Mohammed El Khatiri (connu sous le pseudonyme de Boulahnouche) naquit un jour d’hiver des années vingt lorsque la Casbah de Saidia n’abritait que quelques maisonnettes. Cette mémoire vivante se rappelle la saga des chioukh orientaux des années quarante et cinquante et la transformation d’une ville qui a émergé de l’oubli pour se hisser à une place au soleil. Cheikh El Khatiri évoque d’abord ses années au M’sid, où le fkih ne badinait pas avec la discipline. Il se rappelle aussi les années de braise lorsque le patriarche de la maison distribuait à flots des pics de tendresse ou de remontrances aux six enfants qui formaient la famille : trois filles et trois garçons.
Mohammed était l’aîné, donc celui qui recevait le plus de corrections lorsque les autres perturbent l’ordre établi. Il se souvient aussi des kilomètres à faire soit à pied ou à dos de bête pour s’acquitter des corvées quotidiennes. Dès son jeune âge, son père n’acceptait pas que son fils côtoyait les «mondanités de la musique et du chant». Le jeune voyait le monde autrement. Il tenait à devenir le «Berrahe» par excellence de sa région. Commença alors son aventure avec le chant et les soirées animées soit dans des cafés de l’Oriental ou dans l’Oranais. Ce fut le temps des années de gloire, à côté des maîtres inéluctables de l’époque Abdelmoula, El Madani, Chikhe Boucif, Mire Tayeb, Mohammed Rougui et d’autres célébrités de l’époque coloniale et le début de l’indépendance. C’était pour El Khatiri, l’âge d’or de la musique et du chant des Arfas, à savoir N’hari, Laâlaoui et l’Aaroubi qui est devenu par la suite la reggada. C’était aussi le temps du vedettariat lorsque les amateurs de cet art traditionnel lui demandaient d’interpréter les célèbres titres de l’époque tels que «Khallouni Nabki», «Ya Oudi», «Zine li Rahe» et «Yatfaker Khatri» ainsi que d’autres titres.
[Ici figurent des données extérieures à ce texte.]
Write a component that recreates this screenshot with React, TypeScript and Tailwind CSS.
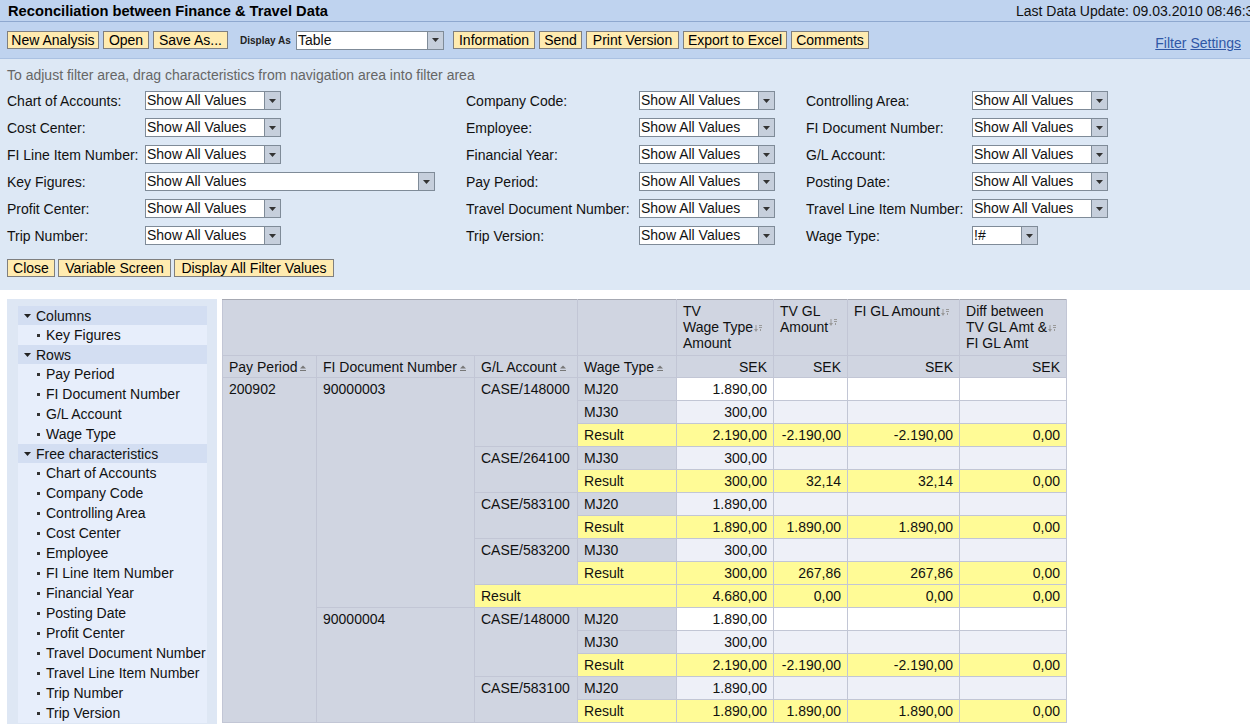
import React from 'react';

type Cell = [string, number];
interface Row {
  pay?: Cell;
  doc?: Cell;
  gl?: Cell;
  wt?: string;
  docResult?: boolean;
  vals: string[];
  bg: 'w' | 'a' | 'y';
}

const rows: Row[] = [
  { pay: ['200902', 15], doc: ['90000003', 10], gl: ['CASE/148000', 3], wt: 'MJ20', vals: ['1.890,00', '', '', ''], bg: 'w' },
  { wt: 'MJ30', vals: ['300,00', '', '', ''], bg: 'a' },
  { wt: 'Result', vals: ['2.190,00', '-2.190,00', '-2.190,00', '0,00'], bg: 'y' },
  { gl: ['CASE/264100', 2], wt: 'MJ30', vals: ['300,00', '', '', ''], bg: 'a' },
  { wt: 'Result', vals: ['300,00', '32,14', '32,14', '0,00'], bg: 'y' },
  { gl: ['CASE/583100', 2], wt: 'MJ20', vals: ['1.890,00', '', '', ''], bg: 'a' },
  { wt: 'Result', vals: ['1.890,00', '1.890,00', '1.890,00', '0,00'], bg: 'y' },
  { gl: ['CASE/583200', 2], wt: 'MJ30', vals: ['300,00', '', '', ''], bg: 'a' },
  { wt: 'Result', vals: ['300,00', '267,86', '267,86', '0,00'], bg: 'y' },
  { docResult: true, vals: ['4.680,00', '0,00', '0,00', '0,00'], bg: 'y' },
  { doc: ['90000004', 5], gl: ['CASE/148000', 3], wt: 'MJ20', vals: ['1.890,00', '', '', ''], bg: 'w' },
  { wt: 'MJ30', vals: ['300,00', '', '', ''], bg: 'a' },
  { wt: 'Result', vals: ['2.190,00', '-2.190,00', '-2.190,00', '0,00'], bg: 'y' },
  { gl: ['CASE/583100', 2], wt: 'MJ20', vals: ['1.890,00', '', '', ''], bg: 'a' },
  { wt: 'Result', vals: ['1.890,00', '1.890,00', '1.890,00', '0,00'], bg: 'y' },
];

const filters: [string, string, string][] = [
  ['Chart of Accounts:', 'Company Code:', 'Controlling Area:'],
  ['Cost Center:', 'Employee:', 'FI Document Number:'],
  ['FI Line Item Number:', 'Financial Year:', 'G/L Account:'],
  ['Key Figures:', 'Pay Period:', 'Posting Date:'],
  ['Profit Center:', 'Travel Document Number:', 'Travel Line Item Number:'],
  ['Trip Number:', 'Trip Version:', 'Wage Type:'],
];

const navSections = [
  { title: 'Columns', items: ['Key Figures'] },
  { title: 'Rows', items: ['Pay Period', 'FI Document Number', 'G/L Account', 'Wage Type'] },
  {
    title: 'Free characteristics',
    items: [
      'Chart of Accounts',
      'Company Code',
      'Controlling Area',
      'Cost Center',
      'Employee',
      'FI Line Item Number',
      'Financial Year',
      'Posting Date',
      'Profit Center',
      'Travel Document Number',
      'Travel Line Item Number',
      'Trip Number',
      'Trip Version',
    ],
  },
];

// buttons get a fixed width so they line up with the original toolbar
function Btn({ children, className = '' }: { children: React.ReactNode; className?: string }) {
  return (
    <button
      className={`h-[18px] border border-[#7f7f7f] bg-[#ffebb0] text-[14px] leading-[15px] text-black whitespace-nowrap text-center ${className}`}
    >
      {children}
    </button>
  );
}

function DropSelect({ value, className }: { value: string; className: string }) {
  return (
    <div className={`flex h-[19px] border border-[#7f8b98] bg-white ${className}`}>
      <span className="flex-1 pl-[1px] text-[14px] leading-[16px] whitespace-nowrap overflow-hidden">{value}</span>
      <span className="w-[16px] shrink-0 bg-[#c6cfdc] border-l border-[#7f8b98] flex items-center justify-center">
        <svg width="7" height="4" viewBox="0 0 7 4">
          <path d="M0 0h7L3.5 4z" fill="#333" />
        </svg>
      </span>
    </div>
  );
}

function SortIcon() {
  return (
    <svg width="6" height="7" viewBox="0 0 6 7" className="inline-block ml-[3px] align-baseline">
      <path d="M0 3.5L3 0.5L6 3.5z" fill="#777" />
      <rect x="0" y="5" width="6" height="1" fill="#777" />
    </svg>
  );
}

function KfIcon({ raised }: { raised?: boolean }) {
  return (
    <svg
      width="8"
      height="7"
      viewBox="0 0 8 7"
      className={`inline-block ml-[1px] ${raised ? 'align-text-top' : 'align-middle'}`}
    >
      <rect x="1.5" y="0" width="1" height="5" fill="#999" />
      <path d="M0 4h4L2 7z" fill="#999" />
      <rect x="5" y="0" width="3" height="1" fill="#999" />
      <rect x="5" y="2" width="3" height="1" fill="#999" />
      <rect x="6" y="4" width="1" height="2" fill="#999" />
    </svg>
  );
}

function Nav() {
  return (
    <div className="w-[210px] shrink-0 bg-[#dee7f4] pl-[11px] pr-[10px] pt-[7px] pb-[4px]">
      <div className="bg-[#e7eefb] text-[14px] leading-[16px] text-[#111]">
        {navSections.map((s) => (
          <div key={s.title}>
            <div className="h-[19px] flex items-center bg-[#d3def2] pl-[6px] pt-[1px]">
              <svg width="7" height="4" viewBox="0 0 7 4" className="mr-[5px]">
                <path d="M0 0h7L3.5 4z" fill="#222" />
              </svg>
              <span>{s.title}</span>
            </div>
            {s.items.map((it) => (
              <div key={it} className="h-[20px] flex items-center pl-[19px] whitespace-nowrap">
                <span className="w-[3px] h-[3px] bg-[#333] mr-[6px] shrink-0" />
                <span>{it}</span>
              </div>
            ))}
          </div>
        ))}
      </div>
    </div>
  );
}

const cb = 'border border-[#c2c6d5]';
const chr = `${cb} bg-[#d0d5e1] px-[6px] text-left font-normal whitespace-nowrap`;
const bgMap = { w: 'bg-white', a: 'bg-[#eef0f8]', y: 'bg-[#fffb96]' };

function DataTable() {
  return (
    <table className="border-collapse table-fixed w-[845px] text-[14px] leading-[16px] text-[#111] border-t border-[#a6a9b3]">
      <colgroup>
        <col className="w-[94px]" />
        <col className="w-[158px]" />
        <col className="w-[103px]" />
        <col className="w-[99px]" />
        <col className="w-[97px]" />
        <col className="w-[74px]" />
        <col className="w-[112px]" />
        <col className="w-[107px]" />
      </colgroup>
      <thead>
        <tr className="h-[56px]">
          <th colSpan={3} className={`${chr} border-t-[#a6a9b3]`} />
          <th className={`${chr} border-t-[#a6a9b3]`} />
          <th className={`${chr} border-t-[#a6a9b3] align-top pt-[3px]`}>
            TV
            <br />
            Wage Type
            <KfIcon />
            <br />
            Amount
          </th>
          <th className={`${chr} border-t-[#a6a9b3] align-top pt-[3px]`}>
            TV GL
            <br />
            Amount
            <KfIcon raised />
          </th>
          <th className={`${chr} border-t-[#a6a9b3] align-top pt-[3px]`}>
            FI GL Amount
            <KfIcon />
          </th>
          <th className={`${chr} border-t-[#a6a9b3] align-top pt-[3px]`}>
            Diff between
            <br />
            TV GL Amt &amp;
            <KfIcon />
            <br />
            FI GL Amt
          </th>
        </tr>
        <tr className="h-[22px]">
          {['Pay Period', 'FI Document Number', 'G/L Account', 'Wage Type'].map((h) => (
            <th key={h} className={`${chr} align-middle`}>
              {h}
              <SortIcon />
            </th>
          ))}
          {[0, 1, 2, 3].map((i) => (
            <th key={i} className={`${chr} text-right align-middle`}>
              SEK
            </th>
          ))}
        </tr>
      </thead>
      <tbody>
        {rows.map((r, i) => (
          <tr key={i} className="h-[23px]">
            {r.pay && (
              <td rowSpan={r.pay[1]} className={`${chr} align-top pt-[3px]`}>
                {r.pay[0]}
              </td>
            )}
            {r.doc && (
              <td rowSpan={r.doc[1]} className={`${chr} align-top pt-[3px]`}>
                {r.doc[0]}
              </td>
            )}
            {r.gl && (
              <td rowSpan={r.gl[1]} className={`${chr} align-top pt-[3px]`}>
                {r.gl[0]}
              </td>
            )}
            {r.docResult ? (
              <td colSpan={2} className={`${cb} ${bgMap.y} px-[6px] align-middle`}>
                Result
              </td>
            ) : r.wt === 'Result' ? (
              <td className={`${cb} ${bgMap.y} px-[6px] align-middle`}>Result</td>
            ) : (
              <td className={`${chr} align-middle`}>{r.wt}</td>
            )}
            {r.vals.map((v, j) => (
              <td key={j} className={`${cb} ${bgMap[r.bg]} text-right px-[6px] align-middle whitespace-nowrap`}>
                {v}
              </td>
            ))}
          </tr>
        ))}
      </tbody>
    </table>
  );
}

export default function App() {
  return (
    <div className="w-[1250px] h-[724px] overflow-hidden bg-white font-['Liberation_Sans',Arial,sans-serif] text-[#111]">
      {/* title bar */}
      <div className="h-[22px] flex items-center overflow-hidden bg-[#bfd3ef] border-b border-[#8ea8cf] text-[14px] leading-[16px]">
        <div className="w-[1016px] shrink-0 pl-[8px] font-bold text-[14.7px] text-black">
          Reconciliation between Finance &amp; Travel Data
        </div>
        <div className="whitespace-nowrap">Last Data Update: 09.03.2010 08:46:34</div>
      </div>

      {/* toolbar */}
      <div className="h-[37px] flex items-center pl-[7px] pr-[9px] bg-[#bfd3ef] border-b border-[#aac1e2]">
        <div className="flex items-center gap-[4px]">
          <Btn className="w-[92px]">New Analysis</Btn>
          <Btn className="w-[46px]">Open</Btn>
          <Btn className="w-[75px]">Save As...</Btn>
        </div>
        <span className="ml-[12px] w-[56px] text-[10px] font-bold text-[#222]">Display As</span>
        <DropSelect value="Table" className="w-[148px]" />
        <div className="flex items-center gap-[4px] ml-[9px]">
          <Btn className="w-[82px]">Information</Btn>
          <Btn className="w-[43px]">Send</Btn>
          <Btn className="w-[93px]">Print Version</Btn>
          <Btn className="w-[104px]">Export to Excel</Btn>
          <Btn className="w-[78px]">Comments</Btn>
        </div>
        <div className="ml-auto mt-[6px] text-[14px] text-[#2f57a6] flex gap-[4px]">
          <a className="underline cursor-pointer">Filter</a>
          <a className="underline cursor-pointer">Settings</a>
        </div>
      </div>

      {/* filter area */}
      <div className="bg-[#dde8f5] px-[7px] pt-[8px] pb-[13px] text-[14px] leading-[16px]">
        <div className="text-[#666] mb-[4px]">To adjust filter area, drag characteristics from navigation area into filter area</div>
        <div className="grid grid-cols-[459px_340px_1fr] auto-rows-[27px]">
          {filters.map((row) => (
            <React.Fragment key={row[0]}>
              <div className="flex items-center">
                <span className="w-[138px] shrink-0 whitespace-nowrap">{row[0]}</span>
                <DropSelect value="Show All Values" className={row[0] === 'Key Figures:' ? 'w-[290px]' : 'w-[136px]'} />
              </div>
              <div className="flex items-center">
                <span className="w-[173px] shrink-0 whitespace-nowrap">{row[1]}</span>
                <DropSelect value="Show All Values" className="w-[136px]" />
              </div>
              <div className="flex items-center">
                <span className="w-[166px] shrink-0 whitespace-nowrap">{row[2]}</span>
                {row[2] === 'Wage Type:' ? (
                  <DropSelect value="!#" className="w-[66px]" />
                ) : (
                  <DropSelect value="Show All Values" className="w-[136px]" />
                )}
              </div>
            </React.Fragment>
          ))}
        </div>
        <div className="flex gap-[3px] mt-[10px]">
          <Btn className="w-[48px]">Close</Btn>
          <Btn className="w-[113px]">Variable Screen</Btn>
          <Btn className="w-[160px]">Display All Filter Values</Btn>
        </div>
      </div>

      {/* navigation + table */}
      <div className="flex items-start gap-[5px] pl-[7px] pt-[9px]">
        <Nav />
        <DataTable />
      </div>
    </div>
  );
}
A plus de quatre vint ans, avec ses 1 mètre soixante et le poids des années, El Khatiri est la dernière mémoire vivante de sa ville. Il évoque avec amertume le changement des coutumes et des valeurs. «Autrefois, on était vénéré et apprécié», insiste t-il avec acrimonie. De nos jours, les jeunes sont branchés sur d’autres instruments et le Guellal, la Qasbah et le Bandir sont devenus des instruments qui n’enchantent pas les foules. Pas plus que nos paroles, qui puisaient dans le registre de la sagesse. « Elmachiakha » n’est pas respectée en tant que telle. Et les jeunes ignorent leur vrai patrimoine artistique, à tel point que la majorité d’entre eux ne me connaissent pas. Il arrive aussi qu’on rende hommage aux artistes. Le plus souvent, une fois décédé.
Cet éternel célibataire, qui a chanté l’amour et le respect des parents, pense qu’en tant qu’artiste, qui se déplaçait souvent et qui travaillait la nuit, il ne pouvait pas fonder un foyer et constituer une famille. Je ne voulais pas que d’autres personnes qui devaient vivre heureux avec moi souffrent à cause de ma vie de « migrateur ». Une fois le travail de «Berrahe» et «Cheikh» terminé à force de l’âge, je me suis retrouvé seul. Heureusement que pour El Khatiri, il y a la famille et ses voisins de la Casbah de Saidia pour lui donner des raisons d’espoir.